-- Your instructions --
Return the listing below exactly, with the pictures dropped.

-- Material --
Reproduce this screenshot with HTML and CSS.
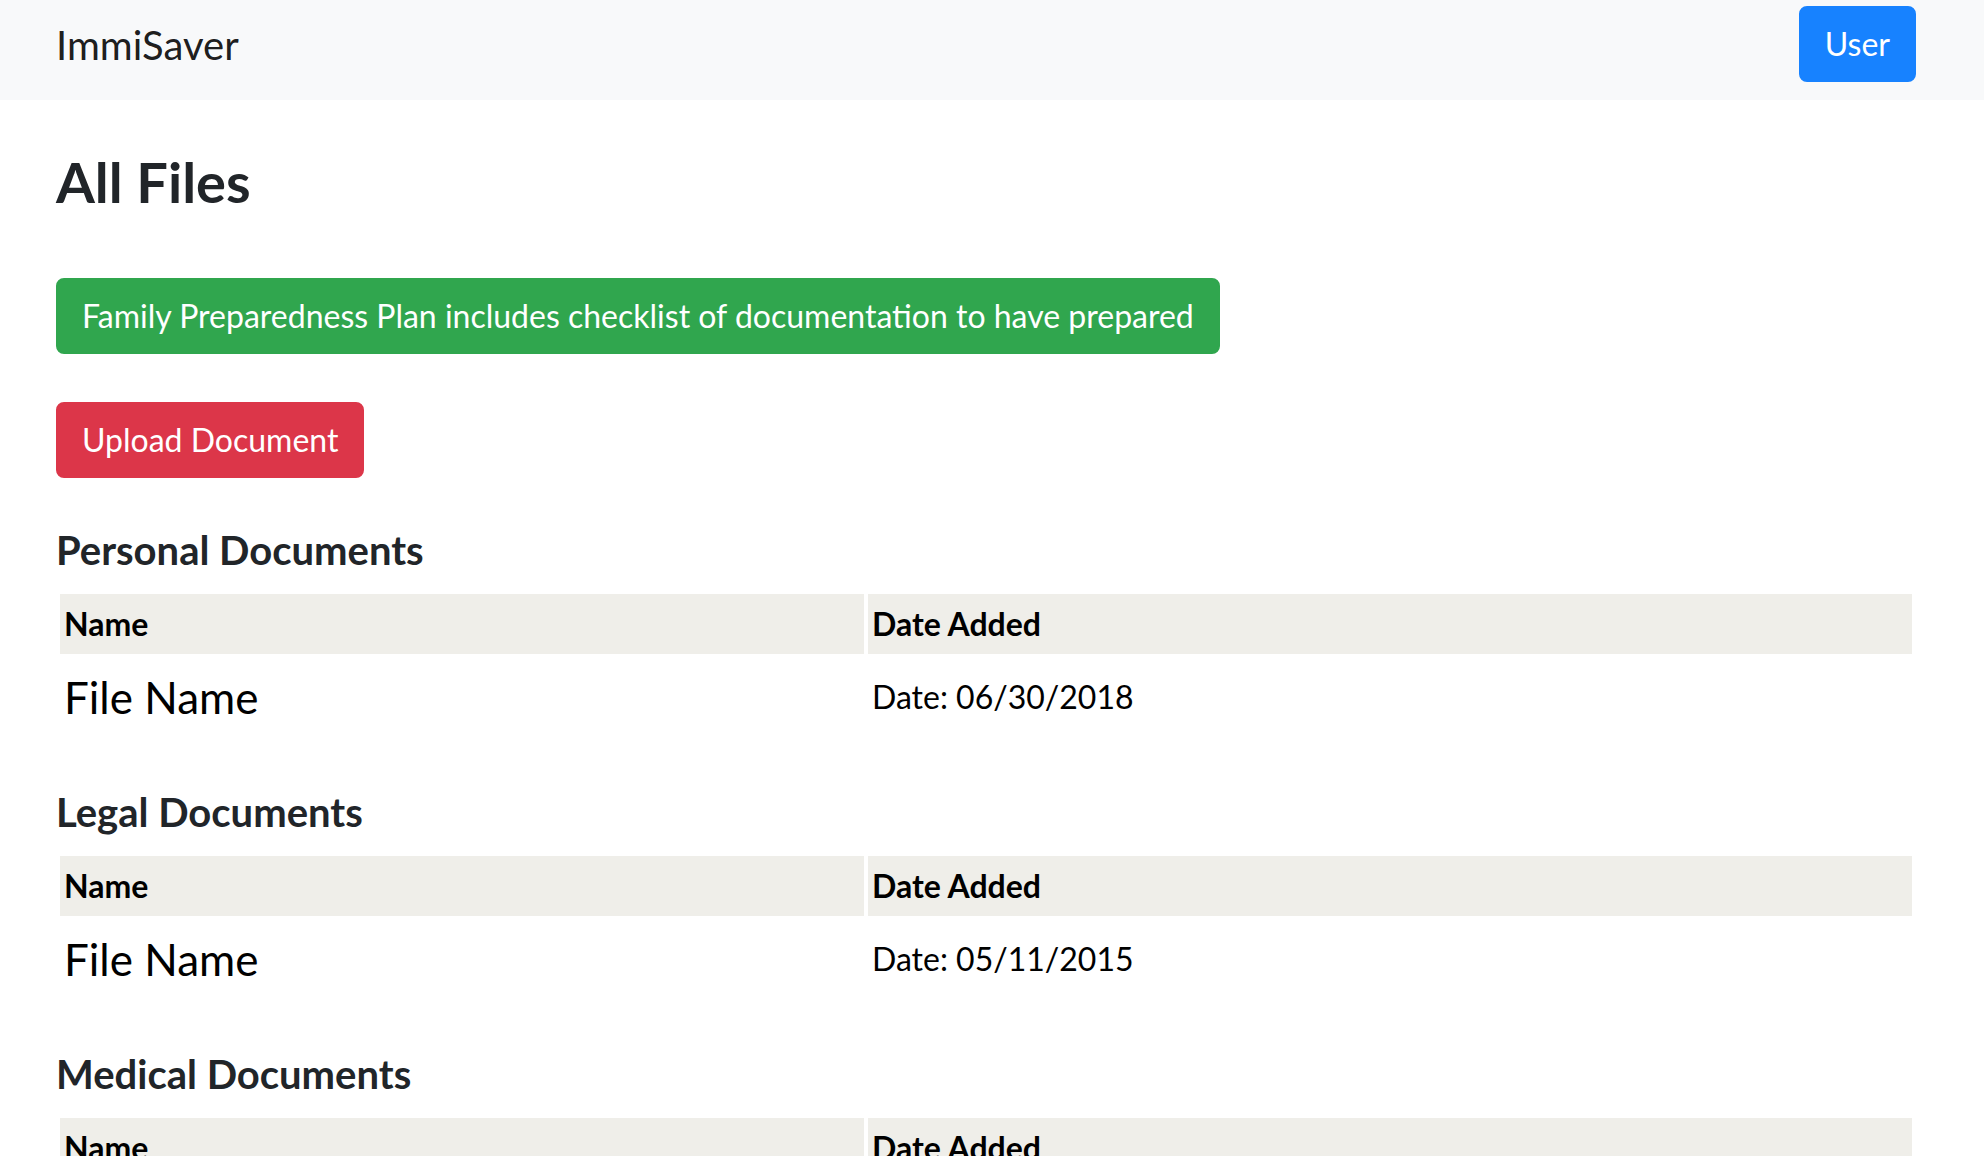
FILE: index.html
```html
<!DOCTYPE html>
<html lang="en">
<head>
<meta charset="utf-8">
<title>ImmiSaver - All Files</title>
<link rel="stylesheet" href="styles.css">
</head>
<body>
<nav class="navbar">
  <a class="brand" href="#">ImmiSaver</a>
  <button class="btn btn-primary" type="button">User</button>
</nav>
<main class="main">
  <h1 class="page-title">All Files</h1>
  <div class="action-row">
    <button class="btn btn-success" type="button">Family Preparedness Plan includes checklist of documentation to have prepared</button>
  </div>
  <div class="action-row">
    <button class="btn btn-danger" type="button">Upload Document</button>
  </div>

  <section class="doc-section">
    <h2 class="section-title">Personal Documents</h2>
    <table class="doc-table">
      <colgroup><col class="col-name"><col class="col-date"></colgroup>
      <thead><tr><th>Name</th><th>Date Added</th></tr></thead>
      <tbody><tr><td class="fname">File Name</td><td class="fdate">Date: 06/30/2018</td></tr></tbody>
    </table>
  </section>

  <section class="doc-section">
    <h2 class="section-title">Legal Documents</h2>
    <table class="doc-table">
      <colgroup><col class="col-name"><col class="col-date"></colgroup>
      <thead><tr><th>Name</th><th>Date Added</th></tr></thead>
      <tbody><tr><td class="fname">File Name</td><td class="fdate">Date: 05/11/2015</td></tr></tbody>
    </table>
  </section>

  <section class="doc-section">
    <h2 class="section-title">Medical Documents</h2>
    <table class="doc-table">
      <colgroup><col class="col-name"><col class="col-date"></colgroup>
      <thead><tr><th>Name</th><th>Date Added</th></tr></thead>
      <tbody><tr><td class="fname">File Name</td><td class="fdate">Date: 01/22/2017</td></tr></tbody>
    </table>
  </section>
</main>
</body>
</html>
```
FILE: styles.css
```css
html {
  scrollbar-width: none;
}
html::-webkit-scrollbar {
  display: none;
}
body {
  margin: 0;
  font-family: Lato, "Open Sans", "Liberation Sans", sans-serif;
  color: #212529;
  background: #ffffff;
}

.navbar {
  display: flex;
  justify-content: space-between;
  align-items: flex-start;
  box-sizing: border-box;
  height: 100px;
  padding: 6px 68px 0 56px;
  background: #f8f9fa;
}
.brand {
  margin-top: 9px;
  font-size: 40px;
  line-height: 60px;
  color: rgba(0, 0, 0, 0.9);
  text-decoration: none;
}

.btn {
  display: inline-block;
  font-family: inherit;
  font-size: 32px;
  font-weight: 400;
  line-height: 48px;
  padding: 12px 24px;
  border: 2px solid transparent;
  border-radius: 8px;
  color: #ffffff;
  cursor: pointer;
}
.btn-primary {
  background: #1782ff;
  border-color: #1782ff;
}
.btn-success {
  background: #30a64e;
  border-color: #30a64e;
}
.btn-danger {
  background: #dc3649;
  border-color: #dc3649;
}

.main {
  padding: 0 68px 0 56px;
}
.page-title {
  margin: 48px 0 63px;
  font-size: 56px;
  line-height: 67px;
  font-weight: 700;
}
.action-row {
  margin-bottom: 48px;
}

.section-title {
  margin: 0 0 16px;
  font-size: 40px;
  line-height: 48px;
  font-weight: 700;
  color: #212529;
}
.doc-table {
  width: 100%;
  table-layout: fixed;
  border-collapse: separate;
  border-spacing: 4px;
  margin-bottom: 48px;
  color: #000000;
}
.col-name {
  width: 804px;
}
.doc-table th {
  background: #efeee9;
  text-align: left;
  font-size: 32px;
  line-height: 48px;
  font-weight: 700;
  padding: 6px 4px;
}
.doc-table td {
  padding: 6px 4px;
  vertical-align: middle;
}
.fname {
  font-size: 44px;
  line-height: 66px;
}
.fdate {
  font-size: 32px;
  line-height: 48px;
}
```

-- Task output --
Reproduce this screenshot with HTML and CSS.
FILE: index.html
```html
<!DOCTYPE html>
<html lang="en">
<head>
<meta charset="utf-8">
<title>ImmiSaver - All Files</title>
<link rel="stylesheet" href="styles.css">
</head>
<body>
<nav class="navbar">
  <a class="brand" href="#">ImmiSaver</a>
  <button class="btn btn-primary" type="button">User</button>
</nav>
<main class="main">
  <h1 class="page-title">All Files</h1>
  <div class="action-row">
    <button class="btn btn-success" type="button">Family Preparedness Plan includes checklist of documentation to have prepared</button>
  </div>
  <div class="action-row">
    <button class="btn btn-danger" type="button">Upload Document</button>
  </div>

  <section class="doc-section">
    <h2 class="section-title">Personal Documents</h2>
    <table class="doc-table">
      <colgroup><col class="col-name"><col class="col-date"></colgroup>
      <thead><tr><th>Name</th><th>Date Added</th></tr></thead>
      <tbody><tr><td class="fname">File Name</td><td class="fdate">Date: 06/30/2018</td></tr></tbody>
    </table>
  </section>

  <section class="doc-section">
    <h2 class="section-title">Legal Documents</h2>
    <table class="doc-table">
      <colgroup><col class="col-name"><col class="col-date"></colgroup>
      <thead><tr><th>Name</th><th>Date Added</th></tr></thead>
      <tbody><tr><td class="fname">File Name</td><td class="fdate">Date: 05/11/2015</td></tr></tbody>
    </table>
  </section>

  <section class="doc-section">
    <h2 class="section-title">Medical Documents</h2>
    <table class="doc-table">
      <colgroup><col class="col-name"><col class="col-date"></colgroup>
      <thead><tr><th>Name</th><th>Date Added</th></tr></thead>
      <tbody><tr><td class="fname">File Name</td><td class="fdate">Date: 01/22/2017</td></tr></tbody>
    </table>
  </section>
</main>
</body>
</html>
```
FILE: styles.css
```css
html {
  scrollbar-width: none;
}
html::-webkit-scrollbar {
  display: none;
}
body {
  margin: 0;
  font-family: Lato, "Open Sans", "Liberation Sans", sans-serif;
  color: #212529;
  background: #ffffff;
}

.navbar {
  display: flex;
  justify-content: space-between;
  align-items: flex-start;
  box-sizing: border-box;
  height: 100px;
  padding: 6px 68px 0 56px;
  background: #f8f9fa;
}
.brand {
  margin-top: 9px;
  font-size: 40px;
  line-height: 60px;
  color: rgba(0, 0, 0, 0.9);
  text-decoration: none;
}

.btn {
  display: inline-block;
  font-family: inherit;
  font-size: 32px;
  font-weight: 400;
  line-height: 48px;
  padding: 12px 24px;
  border: 2px solid transparent;
  border-radius: 8px;
  color: #ffffff;
  cursor: pointer;
}
.btn-primary {
  background: #1782ff;
  border-color: #1782ff;
}
.btn-success {
  background: #30a64e;
  border-color: #30a64e;
}
.btn-danger {
  background: #dc3649;
  border-color: #dc3649;
}

.main {
  padding: 0 68px 0 56px;
}
.page-title {
  margin: 48px 0 63px;
  font-size: 56px;
  line-height: 67px;
  font-weight: 700;
}
.action-row {
  margin-bottom: 48px;
}

.section-title {
  margin: 0 0 16px;
  font-size: 40px;
  line-height: 48px;
  font-weight: 700;
  color: #212529;
}
.doc-table {
  width: 100%;
  table-layout: fixed;
  border-collapse: separate;
  border-spacing: 4px;
  margin-bottom: 48px;
  color: #000000;
}
.col-name {
  width: 804px;
}
.doc-table th {
  background: #efeee9;
  text-align: left;
  font-size: 32px;
  line-height: 48px;
  font-weight: 700;
  padding: 6px 4px;
}
.doc-table td {
  padding: 6px 4px;
  vertical-align: middle;
}
.fname {
  font-size: 44px;
  line-height: 66px;
}
.fdate {
  font-size: 32px;
  line-height: 48px;
}
```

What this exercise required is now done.